Material:

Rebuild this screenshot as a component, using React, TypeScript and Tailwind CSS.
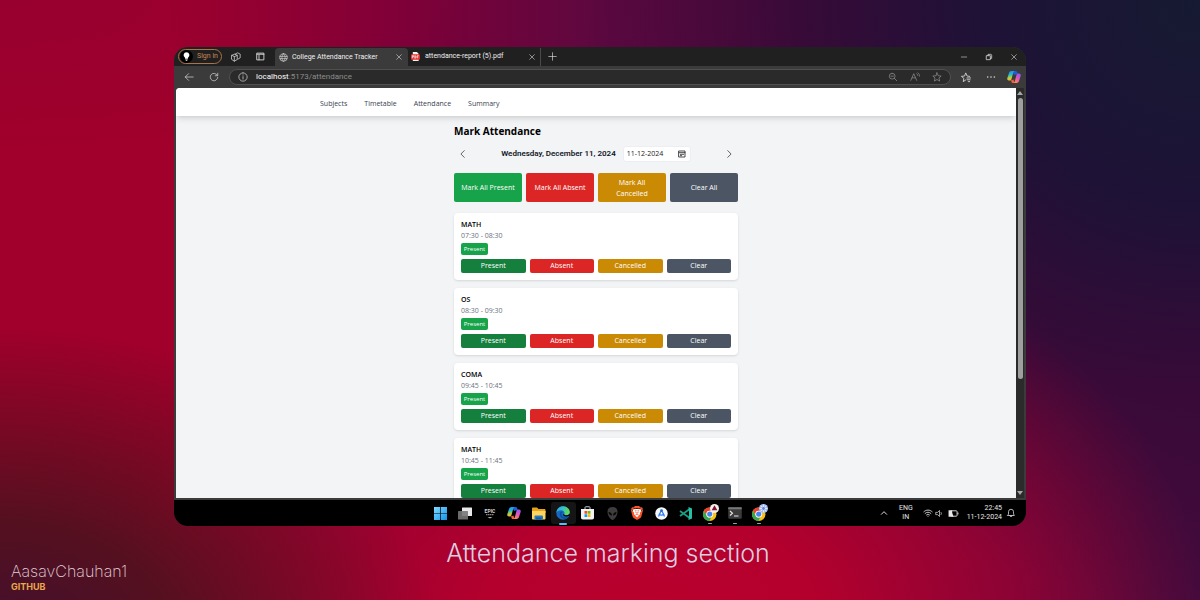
import type { ReactNode } from "react";
import { SiBrave } from "react-icons/si";

type Lecture = { subject: string; time: string };

const lectures: Lecture[] = [
  { subject: "MATH", time: "07:30 - 08:30" },
  { subject: "OS", time: "08:30 - 09:30" },
  { subject: "COMA", time: "09:45 - 10:45" },
  { subject: "MATH", time: "10:45 - 11:45" },
];

const links = ["Subjects", "Timetable", "Attendance", "Summary"];

function Line({ d, className = "size-[10px]", width = 1.8 }: { d: string; className?: string; width?: number }) {
  return (
    <svg viewBox="0 0 24 24" className={className} fill="none" stroke="currentColor" strokeWidth={width} strokeLinecap="round" strokeLinejoin="round" aria-hidden="true">
      <path d={d} />
    </svg>
  );
}

const paths = {
  close: "M5 5l14 14M19 5L5 19",
  plus: "M12 2v20M2 12h20",
  min: "M4 12h16",
  restore: "M5 8h11v12H5zM9 8V4h8a3 3 0 0 1 3 3v9h-4",
  back: "M22 12H3M11 4l-8 8 8 8",
  refresh: "M20 8A9 9 0 1 0 21 13M21 3v6h-6",
  info: "M12 2a10 10 0 1 0 0 20 10 10 0 0 0 0-20M12 11v6M12 7v.5",
  zoom: "M10 3a7 7 0 1 0 0 14 7 7 0 0 0 0-14M15 15l6 6M7 10h6",
  read: "M2 20L9 4l7 16M5 14h8M16 4c2 1 3 3 3 5M19 2c3 2 4 5 4 8",
  star: "M12 2l3 7 7 .7-5.300 4.800 1.600 7.300L12 18l-6.300 3.800 1.600-7.300L2 9.700 9 9z",
  favs: "M13 17l-6 4 1.500-7L3 9.500l7-.7L12.500 2l3 6.800 5.500.7M15 13h8M16 17h6M18 21h3",
  globe: "M12 2a10 10 0 1 0 0 20 10 10 0 0 0 0-20M2.500 9h19M2.500 15h19M12 2c-6 6-6 14 0 20M12 2c6 6 6 14 0 20",
  left: "M15 4l-8 8 8 8",
  right: "M9 4l8 8-8 8",
  up: "M4 16l8-8 8 8",
  bell: "M4 18h16l-2-4V9a6 6 0 0 0-12 0v5zM9.500 18.500a2.500 2.500 0 0 0 5 0",
  wifi: "M2 9c6-5.500 14-5.500 20 0M5 13c4-4 10-4 14 0M8.500 16.500c2-2 5-2 7 0M12 19.500v.5",
  sound: "M3 9h4l5-5v16l-5-5H3zM16 9c1.500 2 1.500 4 0 6",
  calendar: "M3 3h18v18H3zM3 8h18M7 13h10M7 17h4",
};

function Copilot({ id }: { id: string }) {
  return (
    <svg viewBox="0 0 28 28" className="size-[14px]" aria-hidden="true">
      <defs>
        <linearGradient id={`${id}a`} x1="0" y1="0" x2="0.2" y2="1">
          <stop offset="0" stopColor="#1c8af0" />
          <stop offset="0.45" stopColor="#25b8d0" />
          <stop offset="0.75" stopColor="#b5cf3c" />
          <stop offset="1" stopColor="#ffb02e" />
        </linearGradient>
        <linearGradient id={`${id}b`} x1="0.7" y1="0" x2="0.3" y2="1">
          <stop offset="0" stopColor="#8a5cf5" />
          <stop offset="0.5" stopColor="#e356b5" />
          <stop offset="1" stopColor="#ff8a4a" />
        </linearGradient>
      </defs>
      <path fill="#1b5fd8" d="M9 2h8c2 0 3 1 3.600 3l1 4h-5l-2 1z" />
      <path fill={`url(#${id}a)`} d="M9 2h6c-2 1-2.500 3-3 5l-3 11c-.6 2-1.500 3-3.500 3H4c-3 0-4-2.500-3.300-5L4 6c.8-2.500 2.500-4 5-4z" />
      <path fill="#f2613f" d="M11 26h8c-3 0-4-1-4.800-3l-1.400-4-5 2 1 2c.6 2 1 3 2.200 3z" />
      <path fill={`url(#${id}b)`} d="M19 26h-6c2-1 2.500-3 3-5l3-11c.6-2 1.500-3 3.500-3H24c3 0 4 2.500 3.300 5L24 22c-.8 2.500-2.500 4-5 4z" />
    </svg>
  );
}

function Chrome({ children }: { children: ReactNode }) {
  return (
    <svg viewBox="0 0 32 32" className="size-[18px]" aria-hidden="true">
      <g transform="translate(3 5)">
        <circle cx="12.500" cy="13" r="12" fill="#fbc116" />
        <path fill="#ea4335" d="M2.100 7A12 12 0 0 1 22.900 7H12.500a6 6 0 0 0-5.200 9z" />
        <path fill="#34a853" d="M2.100 7l5.200 9a6 6 0 0 0 8.200 2.200L12 25A12 12 0 0 1 2.100 7z" />
        <circle cx="12.500" cy="13" r="6" fill="#fff" />
        <circle cx="12.500" cy="13" r="4.600" fill="#4285f4" />
      </g>
      {children}
    </svg>
  );
}

const taskIcons: { name: string; icon: ReactNode; mark?: "active" | "open" }[] = [
  {
    name: "Start",
    icon: (
      <svg viewBox="0 0 26 26" className="size-[13px]">
        <defs>
          <linearGradient id="win" x1="0" y1="0" x2="1" y2="1">
            <stop offset="0" stopColor="#7fdcff" />
            <stop offset="1" stopColor="#1193ec" />
          </linearGradient>
        </defs>
        <path fill="url(#win)" d="M0 0h12.300v12.300H0zM13.700 0H26v12.300H13.700zM0 13.700h12.300V26H0zM13.700 13.700H26V26H13.700z" />
      </svg>
    ),
  },
  {
    name: "Task view",
    icon: (
      <svg viewBox="0 0 28 26" className="h-[13px] w-[14px]">
        <rect x="8" y="1" width="20" height="17" rx="1" fill="#e8e8e8" />
        <rect x="0" y="8" width="20" height="17" rx="1" fill="#777" opacity="0.9" />
      </svg>
    ),
  },
  {
    name: "Epic Games",
    icon: (
      <svg viewBox="0 0 24 28" className="h-[14px] w-[12px]">
        <text x="12" y="13" textAnchor="middle" fontSize="10" fontWeight="700" fill="#d6d6d6">
          EPIC
        </text>
        <path d="M4 17h16" stroke="#8a8a8a" strokeWidth="2.500" strokeDasharray="3 1" />
        <path d="M7 22h10l-5 3z" fill="#b0b0b0" />
      </svg>
    ),
  },
  { name: "Copilot", icon: <Copilot id="task" /> },
  {
    name: "File Explorer",
    icon: (
      <svg viewBox="0 0 28 26" className="h-[13px] w-[14px]">
        <path fill="#e5a31c" d="M0 3c0-1 1-2 2-2h8l3 3h12c1 0 2 1 2 2v6H0z" />
        <path fill="#ffd45c" d="M0 8h27v15c0 1-1 2-2 2H2c-1 0-2-1-2-2z" />
        <path fill="#2479c8" d="M5 19c0-1 1-2 2-2h13c1 0 2 1 2 2v6H5z" />
        <path fill="#175a9c" d="M8 21h11v4H8z" />
      </svg>
    ),
  },
  {
    name: "Edge",
    mark: "active",
    icon: (
      <svg viewBox="0 0 28 28" className="size-[14px]">
        <defs>
          <linearGradient id="edge" x1="0" y1="0" x2="1" y2="0.3">
            <stop offset="0" stopColor="#2aa8e8" />
            <stop offset="0.5" stopColor="#35c1c8" />
            <stop offset="1" stopColor="#62d957" />
          </linearGradient>
        </defs>
        <circle cx="14" cy="14" r="13.500" fill="#1668c0" />
        <path fill="url(#edge)" d="M.6 14C1 6 7 .5 14 .5S27.500 6 27.500 12c0 4-3 6.500-7 6.500-3 0-4.500-1-4-2.500 1-2 .5-6-4-7C7 8 2 10 .6 14z" />
        <path fill="#0d4f9e" d="M9 12c-4 5 0 13 8 14 4 .5 7-2 9-5-6 3-15 2-15-5 0-2 .8-3 2-4-1.500-1-3-1-4 0z" />
        <path fill="#000" d="M15 16c-2 2 1 5 5 5 3 0 6-1 8-3l-1-2c-2 2-4 2.500-7 2.500s-4-1-3.500-2.500z" />
      </svg>
    ),
  },
  {
    name: "Microsoft Store",
    icon: (
      <svg viewBox="0 0 26 28" className="h-[14px] w-[13px]">
        <path d="M8 7V3c0-1 .6-1.500 1.500-1.500h7c1 0 1.500.5 1.500 1.500v4" fill="none" stroke="#bfc9d4" strokeWidth="2" />
        <path fill="#f2f2f2" d="M0 6h26v17c0 2-1 4-4 4H4c-3 0-4-2-4-4z" />
        <path fill="#f25022" d="M7 10h5.500v5.500H7z" />
        <path fill="#7fba00" d="M13.500 10H19v5.500h-5.500z" />
        <path fill="#00a4ef" d="M7 16.500h5.500V22H7z" />
        <path fill="#ffb900" d="M13.500 16.500H19V22h-5.500z" />
      </svg>
    ),
  },
  {
    name: "Alienware",
    icon: (
      <svg viewBox="0 0 22 26" className="h-[13px] w-[11px]">
        <path fill="#3d3d3d" d="M11 0C4 0 1 4 1 10c0 7 6 15 10 16 4-1 10-9 10-16 0-6-3-10-10-10z" />
        <path fill="#080808" d="M3 10c4 0 7 3 7 7-4 0-7-3-7-7zM19 10c-4 0-7 3-7 7 4 0 7-3 7-7z" />
      </svg>
    ),
  },
  {
    name: "Brave",
    icon: (
      <span className="relative flex">
        <svg viewBox="0 0 24 24" className="absolute inset-0 size-[14px]">
          <path fill="#fff" d="M6 5h12l2 5-3 9-5 3-5-3-3-9z" />
        </svg>
        <SiBrave className="relative size-[14px] text-[#fb542b]" />
      </span>
    ),
  },
  {
    name: "Android Studio",
    icon: (
      <svg viewBox="0 0 26 26" className="size-[13px]">
        <circle cx="13" cy="13" r="12.500" fill="#f4f7fb" />
        <path fill="none" stroke="#2f7df0" strokeWidth="2.500" d="M13 6L7 19M13 6l6 13M7.500 14c3 3 8 3 11 0" />
        <circle cx="13" cy="7" r="2.600" fill="#2464c8" />
      </svg>
    ),
  },
  {
    name: "VS Code Insiders",
    icon: (
      <svg viewBox="0 0 26 26" className="size-[13px]">
        <path fill="none" stroke="#1b9c83" strokeWidth="3.600" strokeLinejoin="round" d="M20 5L2 18M20 21L2 8" />
        <path fill="#24bfa5" d="M19 0l7 3v20l-7 3v-6.500l1-.5V7l-1-.5z" />
      </svg>
    ),
  },
  {
    name: "Chrome",
    mark: "open",
    icon: (
      <Chrome>
        <circle cx="24" cy="8" r="8" fill="#f5eeee" />
        <path fill="#7d1233" d="M24 2l5 9H19z" />
      </Chrome>
    ),
  },
  {
    name: "Terminal",
    mark: "open",
    icon: (
      <svg viewBox="0 0 28 24" className="h-[12px] w-[14px]">
        <rect x="0.500" y="0.500" width="27" height="23" rx="2" fill="#3c3c3c" />
        <rect x="0.500" y="0.500" width="27" height="4" rx="1" fill="#777" />
        <path fill="none" stroke="#e8e8e8" strokeWidth="2.200" d="M4 8l5 4.500L4 17M12 18h9" />
      </svg>
    ),
  },
  {
    name: "Chrome profile",
    mark: "open",
    icon: (
      <Chrome>
        <circle cx="24" cy="8" r="8" fill="#a9bff0" />
        <path d="M24 1v14M17 8h14M19 3l10 10M29 3L19 13" stroke="#e3ebff" strokeWidth="1.600" />
        <circle cx="24" cy="8" r="2.500" fill="#5c80d8" />
      </Chrome>
    ),
  },
];

function IconButton({ label, className, children }: { label: string; className: string; children: ReactNode }) {
  return (
    <button type="button" aria-label={label} className={`flex shrink-0 items-center justify-center ${className}`}>
      {children}
    </button>
  );
}

function TabStrip() {
  return (
    <div className="flex h-[19px] shrink-0 items-center bg-[#202020] pl-1 text-[#d8d8d8]">
      <button type="button" className="flex h-[15px] w-11 shrink-0 items-center gap-1 rounded-full border border-[#a8744a] pl-px text-[7px] whitespace-nowrap text-[#c98a56]">
        <svg viewBox="0 0 24 24" className="size-[13px] shrink-0" aria-hidden="true">
          <circle cx="12" cy="12" r="12" fill="#000" />
          <path fill="#fff" d="M12 4a5.500 5.500 0 0 1 3 10l-.5 2h-5L9 14a5.500 5.500 0 0 1 3-10zM9.500 17.500h5L13 20h-2z" />
        </svg>
        Sign in
      </button>
      <IconButton label="Workspaces" className="ml-0.5 w-6">
        <Line d="M10 5l6-3 6 3v9l-5 3M2 8l7-3 6 3v10l-7 4-6-4zM2 8l6 3 7-3M8 11v11" />
      </IconButton>
      <IconButton label="Tab actions" className="w-6">
        <Line d="M3 3h18v18H3zM3 6h18M8 8v13" className="size-[9px]" width={2.4} />
      </IconButton>
      <div className="ml-[3px] flex h-[18px] w-[133px] items-center gap-1 self-end rounded-t-[4px] bg-[#3b3b3b] pr-[5px] pl-1">
        <Line d={paths.globe} className="size-[9px]" />
        <span className="text-[7px] whitespace-nowrap text-[#f0f0f0]">College Attendance Tracker</span>
        <IconButton label="Close tab" className="ml-auto">
          <Line d={paths.close} className="size-[8px]" />
        </IconButton>
      </div>
      <div className="flex h-[18px] w-[133px] items-center gap-[5px] border-r border-[#4a4a4a] pr-1 pl-[3px]">
        <svg viewBox="0 0 20 20" className="size-[9px] shrink-0" aria-hidden="true">
          <path fill="#f2f2f2" d="M4 0h9l4 4v16H4z" />
          <rect y="5" width="20" height="12" rx="2" fill="#e5322d" />
          <path stroke="#fff" strokeWidth="1.500" fill="none" d="M3 14V8h2.500v3H3M8.500 8v6c4 0 4-6 0-6zM14 14V8h3M14 11h2.500" />
        </svg>
        <span className="text-[7px] whitespace-nowrap text-[#f0f0f0]">attendance-report (5).pdf</span>
        <IconButton label="Close tab" className="ml-auto">
          <Line d={paths.close} className="size-[8px]" />
        </IconButton>
      </div>
      <IconButton label="New tab" className="w-[22px]">
        <Line d={paths.plus} className="size-[9px]" />
      </IconButton>
      <div className="ml-auto flex">
        <IconButton label="Minimize" className="w-[25px]">
          <Line d={paths.min} className="size-[8px]" />
        </IconButton>
        <IconButton label="Restore" className="w-[25px]">
          <Line d={paths.restore} className="size-[8px]" width={2.4} />
        </IconButton>
        <IconButton label="Close window" className="w-[25px]">
          <Line d={paths.close} className="size-[8px]" />
        </IconButton>
      </div>
    </div>
  );
}

function AddressBar() {
  return (
    <div className="flex h-[22px] shrink-0 items-center bg-[#3b3b3b] px-0.5 text-[#d0d0d0]">
      <IconButton label="Back" className="w-[25px]">
        <Line d={paths.back} />
      </IconButton>
      <IconButton label="Refresh" className="w-[25px]">
        <Line d={paths.refresh} />
      </IconButton>
      <div className="ml-[3px] flex h-4 min-w-0 flex-1 items-center rounded-full border border-[#505050] bg-[#2a2a2a] pr-0.5 pl-2 text-[#8c8c8c]">
        <Line d={paths.info} className="mr-2 size-[10px] shrink-0 text-[#d0d0d0]" />
        <span className="text-[8px] leading-3">
          <span className="text-white">localhost</span>:5173/attendance
        </span>
        <div className="ml-auto flex">
          <IconButton label="Zoom" className="w-[22px]">
            <Line d={paths.zoom} />
          </IconButton>
          <IconButton label="Read aloud" className="w-[22px]">
            <Line d={paths.read} />
          </IconButton>
          <IconButton label="Add to favorites" className="w-[22px]">
            <Line d={paths.star} />
          </IconButton>
        </div>
      </div>
      <IconButton label="Favorites" className="ml-0.5 w-[25px]">
        <Line d={paths.favs} className="size-[11px]" width={2} />
      </IconButton>
      <IconButton label="More" className="w-[25px]">
        <Line d="M4 12h.1M12 12h.1M20 12h.1" width={4} />
      </IconButton>
      <IconButton label="Copilot" className="w-[21px]">
        <Copilot id="bar" />
      </IconButton>
    </div>
  );
}

const actions = [
  { label: "Present", tone: "bg-[#15803d]" },
  { label: "Absent", tone: "bg-[#dc2626]" },
  { label: "Cancelled", tone: "bg-[#ca8a04]" },
  { label: "Clear", tone: "bg-[#4b5563]" },
];

const bulkActions = [
  { label: "Mark All Present", tone: "bg-[#16a34a]" },
  { label: "Mark All Absent", tone: "bg-[#dc2626]" },
  { label: "Mark All Cancelled", tone: "bg-[#ca8a04]" },
  { label: "Clear All", tone: "bg-[#4b5563]" },
];

function LectureCard({ subject, time }: Lecture) {
  return (
    <li className="rounded-[4px] bg-white p-[7px] shadow-sm">
      <h2 className="text-[7px] leading-[10px] font-semibold text-black">{subject}</h2>
      <p className="text-[7px] leading-[11px] text-[#6b7280]">{time}</p>
      <span className="mt-0.5 flex h-3 w-[27px] items-center justify-center rounded-[2px] bg-[#16a34a] text-[6px] text-white">Present</span>
      <div className="mt-1 grid grid-cols-4 gap-1">
        {actions.map((a) => (
          <button key={a.label} type="button" className={`h-[14px] rounded-[2px] text-[7px] leading-[14px] text-white ${a.tone}`}>
            {a.label}
          </button>
        ))}
      </div>
    </li>
  );
}

function Page() {
  return (
    <div className="min-w-0 flex-1 overflow-hidden rounded-tl-[4px] bg-[#f3f4f6]">
      <nav className="relative bg-white shadow-md">
        <div className="mx-auto flex h-7 max-w-[568px] items-center gap-[17px] px-2 pt-1 text-[7px] text-[#374151]">
          {links.map((l) => (
            <a key={l} href={`#${l.toLowerCase()}`}>
              {l}
            </a>
          ))}
        </div>
      </nav>
      <main className="mx-auto max-w-[284px] pt-2">
        <h1 className="text-[10px] leading-[14px] font-bold text-black">Mark Attendance</h1>
        <div className="mt-2 flex items-center justify-between">
          <IconButton label="Previous day" className="w-[18px] text-[#333]">
            <Line d={paths.left} />
          </IconButton>
          <div className="flex items-center gap-[7px]">
            <label htmlFor="day" className="font-['Roboto','Open_Sans',sans-serif] text-[8px] leading-4 font-semibold whitespace-nowrap text-[#111827]">
              Wednesday, December 11, 2024
            </label>
            <div className="flex h-4 w-[68px] items-center rounded-[3px] border border-[#eceef1] bg-white pr-1 pl-[3px]">
              <input id="day" defaultValue="11-12-2024" className="w-0 min-w-0 flex-1 text-[7px] leading-3 text-[#222] outline-none" />
              <IconButton label="Open calendar" className="text-[#222]">
                <Line d={paths.calendar} className="size-[8px]" width={2.4} />
              </IconButton>
            </div>
          </div>
          <IconButton label="Next day" className="w-[18px] text-[#333]">
            <Line d={paths.right} />
          </IconButton>
        </div>
        <div className="mt-[11px] grid grid-cols-4 gap-1">
          {bulkActions.map((a) => (
            <button key={a.label} type="button" className={`h-[29px] rounded-[2px] px-1.5 text-[7px] leading-[11px] text-white ${a.tone}`}>
              {a.label}
            </button>
          ))}
        </div>
        <ul className="mt-[11px] flex flex-col gap-2">
          {lectures.map((l) => (
            <LectureCard key={l.time} {...l} />
          ))}
        </ul>
      </main>
    </div>
  );
}

function ScrollTrack() {
  return (
    <div className="flex w-2 shrink-0 flex-col items-center bg-[#2b2b2b] py-[3px]" aria-hidden="true">
      <svg viewBox="0 0 6 4" className="h-1 w-1.5 shrink-0">
        <path d="M3 0l3 4H0z" fill="#a8a8a8" />
      </svg>
      <div className="flex w-full flex-1 flex-col items-center py-[3px]">
        <div className="h-[72%] w-[5px] rounded-full bg-[#9f9f9f]" />
      </div>
      <svg viewBox="0 0 6 4" className="h-1 w-1.5 shrink-0">
        <path d="M3 4L0 0h6z" fill="#a8a8a8" />
      </svg>
    </div>
  );
}

function Taskbar() {
  return (
    <div className="grid h-[26px] shrink-0 grid-cols-[1fr_343px_1fr] items-center bg-black text-[#e8e8e8]">
      <div className="col-start-2 flex h-full items-center">
        {taskIcons.map((t) => (
          <button key={t.name} type="button" aria-label={t.name} className={`relative flex h-[22px] flex-1 items-center justify-center rounded-[3px] ${t.mark === "active" ? "bg-[#151515]" : ""}`}>
            {t.icon}
            {t.mark === "active" && <span className="absolute -bottom-px h-0.5 w-2 rounded-full bg-[#5bbcf5]" />}
            {t.mark === "open" && <span className="absolute bottom-0 h-px w-1 rounded-full bg-[#a0a0a0]" />}
          </button>
        ))}
      </div>
      <div className="flex items-center justify-end pr-2.5 text-[7px] leading-[9px]">
        <Line d={paths.up} className="mr-[11px] size-[8px]" width={2.8} />
        <span className="mr-2.5 text-center">
          ENG
          <br />
          IN
        </span>
        <Line d={paths.wifi} className="mr-0.5 size-[10px]" width={2} />
        <Line d={paths.sound} className="mr-1 size-[9px]" />
        <svg viewBox="0 0 24 20" className="mr-2 h-[9px] w-[11px]" aria-hidden="true">
          <rect x="6" y="4" width="14" height="12" rx="2" fill="none" stroke="#e8e8e8" strokeWidth="2" />
          <path d="M22 8v4" stroke="#e8e8e8" strokeWidth="2" />
          <path d="M1 3h8v5L12 17H1z" fill="#e8e8e8" />
        </svg>
        <span className="mr-1 text-right whitespace-nowrap">
          22:45
          <br />
          11-12-2024
        </span>
        <Line d={paths.bell} className="size-[10px]" />
      </div>
    </div>
  );
}

export default function App() {
  return (
    <div className="flex h-screen flex-col bg-[radial-gradient(ellipse_440px_320px_at_0%_108%,#40102f_0%,#55101f_40%,transparent_100%),radial-gradient(ellipse_560px_420px_at_54%_105%,#ba002d_0%,#b4002d_30%,transparent_100%),radial-gradient(ellipse_620px_600px_at_100%_0%,#161a32_0%,#1e1236_35%,#380a38_65%,transparent_100%),radial-gradient(ellipse_500px_150px_at_0%_0%,#90003580_0%,transparent_100%),linear-gradient(90deg,#a0002b_0%,#a0002b_14%,#7c0038_34%,#5e0840_50%,#66063c_84%,#480a3c_96%,#440a3c_100%)] pt-[47px] font-['Open_Sans','Noto_Sans',sans-serif]">
      <section className="mx-auto flex min-h-0 w-[71%] flex-1 flex-col overflow-hidden rounded-[14px] bg-[#3b3b3b]">
        <div className="shrink-0 font-['Roboto','Open_Sans',sans-serif]">
          <TabStrip />
          <AddressBar />
        </div>
        <div className="mx-0.5 mb-0.5 flex min-h-0 flex-1">
          <Page />
          <ScrollTrack />
        </div>
        <div className="shrink-0 font-['Roboto','Open_Sans',sans-serif]">
          <Taskbar />
        </div>
      </section>
      <footer className="grid h-[74px] shrink-0 grid-cols-[1fr_auto_1fr] font-['Inter',sans-serif]">
        <div className="self-end pb-[7px] pl-[11px]">
          <p className="text-[16px] leading-5 font-extralight text-[#e2d5da]">AasavChauhan1</p>
          <p className="text-[9px] leading-3 font-bold text-[#e8a94a]">GITHUB</p>
        </div>
        <p className="pt-[11px] pl-4 text-[25px] leading-8 font-light text-[#dccfe0]">Attendance marking section</p>
      </footer>
    </div>
  );
}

Task objective: Only the lines from the start of the material through the line containing "string; time: string" should be transcribed. Pictures stay out.

Final answer:
Rebuild this screenshot as a component, using React, TypeScript and Tailwind CSS.
import type { ReactNode } from "react";
import { SiBrave } from "react-icons/si";

type Lecture = { subject: string; time: string };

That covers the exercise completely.